*Exercise task*: From the first line of the data below through the line bearing "const cols = 'grid", reproduce each line exactly; do not include pictures.

*Data block*:
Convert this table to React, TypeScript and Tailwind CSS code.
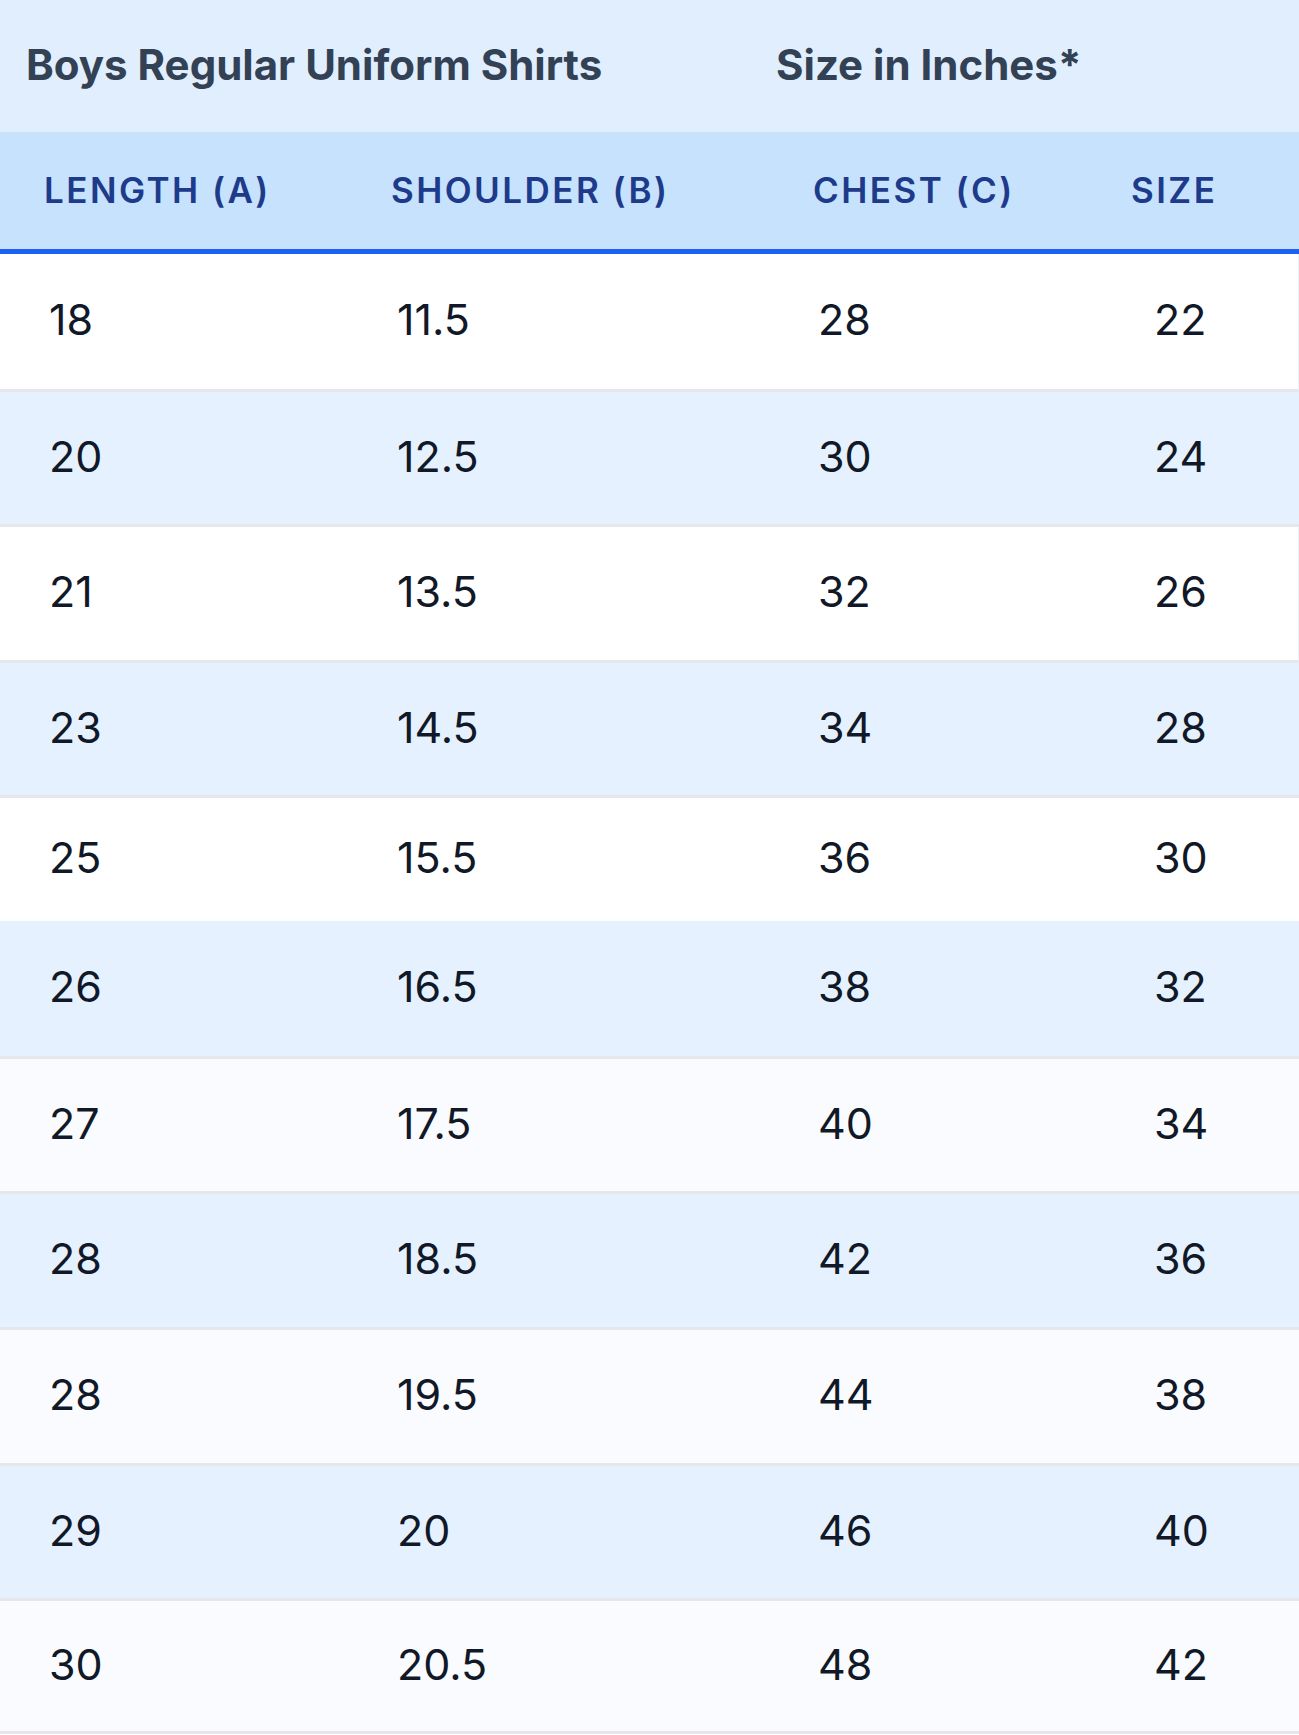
import React from 'react';

type Row = {
    length: string;
    shoulder: string;
    chest: string;
    size: string;
    h: string;
    bg: string;
    border: boolean;
};

const rows: Row[] = [
    { length: '18', shoulder: '11.5', chest: '28', size: '22', h: 'h-[135px]', bg: 'bg-white border-r border-r-[#eef2f8]', border: true },
    { length: '20', shoulder: '12.5', chest: '30', size: '24', h: 'h-[132px]', bg: 'bg-[#e5f1fe]', border: true },
    { length: '21', shoulder: '13.5', chest: '32', size: '26', h: 'h-[133px]', bg: 'bg-white border-r border-r-[#eef2f8]', border: true },
    { length: '23', shoulder: '14.5', chest: '34', size: '28', h: 'h-[132px]', bg: 'bg-[#e5f1fe]', border: true },
    { length: '25', shoulder: '15.5', chest: '36', size: '30', h: 'h-[123px]', bg: 'bg-white', border: false },
    { length: '26', shoulder: '16.5', chest: '38', size: '32', h: 'h-[135px]', bg: 'bg-[#e5f1fe]', border: true },
    { length: '27', shoulder: '17.5', chest: '40', size: '34', h: 'h-[132px]', bg: 'bg-[#f9fbfe]', border: true },
    { length: '28', shoulder: '18.5', chest: '42', size: '36', h: 'h-[133px]', bg: 'bg-[#e5f1fe]', border: true },
    { length: '28', shoulder: '19.5', chest: '44', size: '38', h: 'h-[133px]', bg: 'bg-[#f9fbfe]', border: true },
    { length: '29', shoulder: '20', chest: '46', size: '40', h: 'h-[132px]', bg: 'bg-[#e5f1fe]', border: true },
    { length: '30', shoulder: '20.5', chest: '48', size: '42', h: 'h-[130px]', bg: 'bg-[#f9fbfe]', border: true },
];

const cols = 'grid grid-cols-[348px_422px_317px_1fr]';

export default function App() {
    return (
        <div className="w-[1299px] h-[1735px] overflow-hidden bg-white font-['Inter',sans-serif]">
            {/* Title bar */}
            <div className="grid grid-cols-[750px_1fr] h-[132px] bg-[#e0eefe] text-[#334155] text-[42px] font-bold items-center pb-[3px]">
                <div className="pl-[26px]">Boys Regular Uniform Shirts</div>
                <div className="pl-[26px]">Size in Inches*</div>
            </div>

            {/* Column headers */}
            <div className={`${cols} h-[122px] bg-[#c6e2fd] border-b-[5px] border-[#1c60f6] items-center text-[#1e3a8a] text-[35px] font-semibold uppercase tracking-[0.07em]`}>
                <div className="pl-[44px]">Length (A)</div>
                <div className="pl-[43px]">Shoulder (B)</div>
                <div className="pl-[43px]">Chest (C)</div>
                <div className="pl-[44px]">Size</div>
            </div>

            {/* Body */}
            {rows.map((r, i) => (
                <div
                    key={i}
                    className={`${cols} ${r.h} ${r.bg} ${r.border ? 'border-b-[3px] border-b-[#e5e7eb]' : ''} box-content items-center pb-0 text-[#111827] text-[43px]`}
                >
                    <div className="pl-[49px] -mt-[4px]">{r.length}</div>
                    <div className="pl-[49px] -mt-[4px]">{r.shoulder}</div>
                    <div className="pl-[48px] -mt-[4px]">{r.chest}</div>
                    <div className="pl-[67px] -mt-[4px]">{r.size}</div>
                </div>
            ))}
        </div>
    );
}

*In response*:
Convert this table to React, TypeScript and Tailwind CSS code.
import React from 'react';

type Row = {
    length: string;
    shoulder: string;
    chest: string;
    size: string;
    h: string;
    bg: string;
    border: boolean;
};

const rows: Row[] = [
    { length: '18', shoulder: '11.5', chest: '28', size: '22', h: 'h-[135px]', bg: 'bg-white border-r border-r-[#eef2f8]', border: true },
    { length: '20', shoulder: '12.5', chest: '30', size: '24', h: 'h-[132px]', bg: 'bg-[#e5f1fe]', border: true },
    { length: '21', shoulder: '13.5', chest: '32', size: '26', h: 'h-[133px]', bg: 'bg-white border-r border-r-[#eef2f8]', border: true },
    { length: '23', shoulder: '14.5', chest: '34', size: '28', h: 'h-[132px]', bg: 'bg-[#e5f1fe]', border: true },
    { length: '25', shoulder: '15.5', chest: '36', size: '30', h: 'h-[123px]', bg: 'bg-white', border: false },
    { length: '26', shoulder: '16.5', chest: '38', size: '32', h: 'h-[135px]', bg: 'bg-[#e5f1fe]', border: true },
    { length: '27', shoulder: '17.5', chest: '40', size: '34', h: 'h-[132px]', bg: 'bg-[#f9fbfe]', border: true },
    { length: '28', shoulder: '18.5', chest: '42', size: '36', h: 'h-[133px]', bg: 'bg-[#e5f1fe]', border: true },
    { length: '28', shoulder: '19.5', chest: '44', size: '38', h: 'h-[133px]', bg: 'bg-[#f9fbfe]', border: true },
    { length: '29', shoulder: '20', chest: '46', size: '40', h: 'h-[132px]', bg: 'bg-[#e5f1fe]', border: true },
    { length: '30', shoulder: '20.5', chest: '48', size: '42', h: 'h-[130px]', bg: 'bg-[#f9fbfe]', border: true },
];

const cols = 'grid grid-cols-[348px_422px_317px_1fr]';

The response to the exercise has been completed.